En 2000, le Japon découvre avec stupeur que Mitsubishi Motors, sous l'égide de son président, a dissimulé des défauts sur les véhicules sortis de ses chaînes de production. Bien que le géant automobile ne se prive pas de porter le blâme sur de supposés défauts de maintenance de la part des propriétaires, des centaines de milliers de voitures et camions doivent être rappelés aux usines.

Deux ans plus tard, une mère de famille est tuée par un pneu échappé d'un camion de la marque Mitsubishi. Alors qu'on aurait pu croire que le scandale précédent avait incité les responsables à régler le problème, les conclusions de l'enquête démontrent que le fabricant dissimulait sciemment les défauts de ses véhicules et exerçait des pressions sur les transporteurs pour cacher les incidents... depuis 1977! Déconsidérée et avec des ventes en chute libre, l'entreprise n'a du sa survie qu'à la puissance du conglomérat Mitsubishi dont elle fait partie.
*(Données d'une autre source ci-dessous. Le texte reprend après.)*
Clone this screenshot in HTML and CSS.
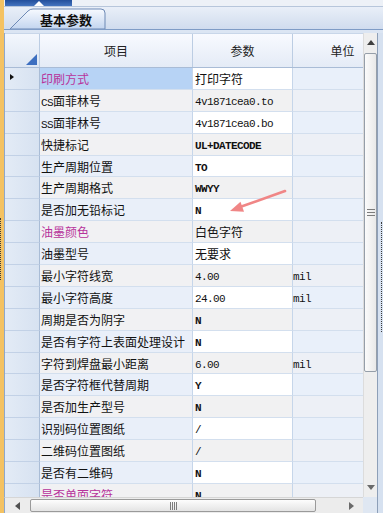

On relèvera cependant que les dirigeants n'écopèrent que de peines avec sursis et la compagnie elle-même échappa à toute sanction financière.

2 commentaires:

Livia a dit…

Soratobu Taiya est en effet une grande réussite ; je rejoins tous les louanges que tu lui adresses justement et partage ta (superbe) analyse ! La richesse de la série tient à sa faculté de mêler une approche humaine et sociale (le milieu de l'entreprise) et une construction qui s'apparente à un thriller et qui tient en effet en haleine du début à la fin. Elle aura été une bien belle découverte. Merci également de prendre le soin de replacer ces enjeux dans le contexte du scandale qui inspira cette série ; c'est assez rare de voir ainsi des dramas abordés frontalement ces thèmes.

Sinon, pour rebondir sur ton introduction, et la recherche de la série à suspense qui captive du début à la fin, dans un tout autre genre, qui démontre que malgré tout les japonais peuvent aussi réussir des thrillers, si ce n'est pas déjà visionné, je te conseille fortement de jeter un oeil à Gaiji Keisatsu. Elle investit le domaine de l'espionnage et reste à ce jour, à mes yeux, le seul dorama que j'ai pu voir à avoir réussi à traiter avec crédibilité cette thématique en sachant construire un vrai suspense. Là également on est tenu en haleine du début à la fin !

Asa a dit…

La richesse de la série tient à sa faculté de mêler une approche humaine et sociale (le milieu de l'entreprise) et une construction qui s'apparente à un thriller et qui tient en effet en haleine du début à la fin.

Ou comment trouver la phrase juste, pour dire ce que j'ai essayé d'exprimer au moyen d'une longue note. C'est exactement cela! Au-delà d'un excellent divertissement, c'est bien ce qu'il nous apprend du Japon, de sa culture et de sa société, qui rend Soratobu Taiya passionnant.

Merci beaucoup pour l'indication concernant Gaiji Keisatsu, que je note donc dans ma liste de séries à voir.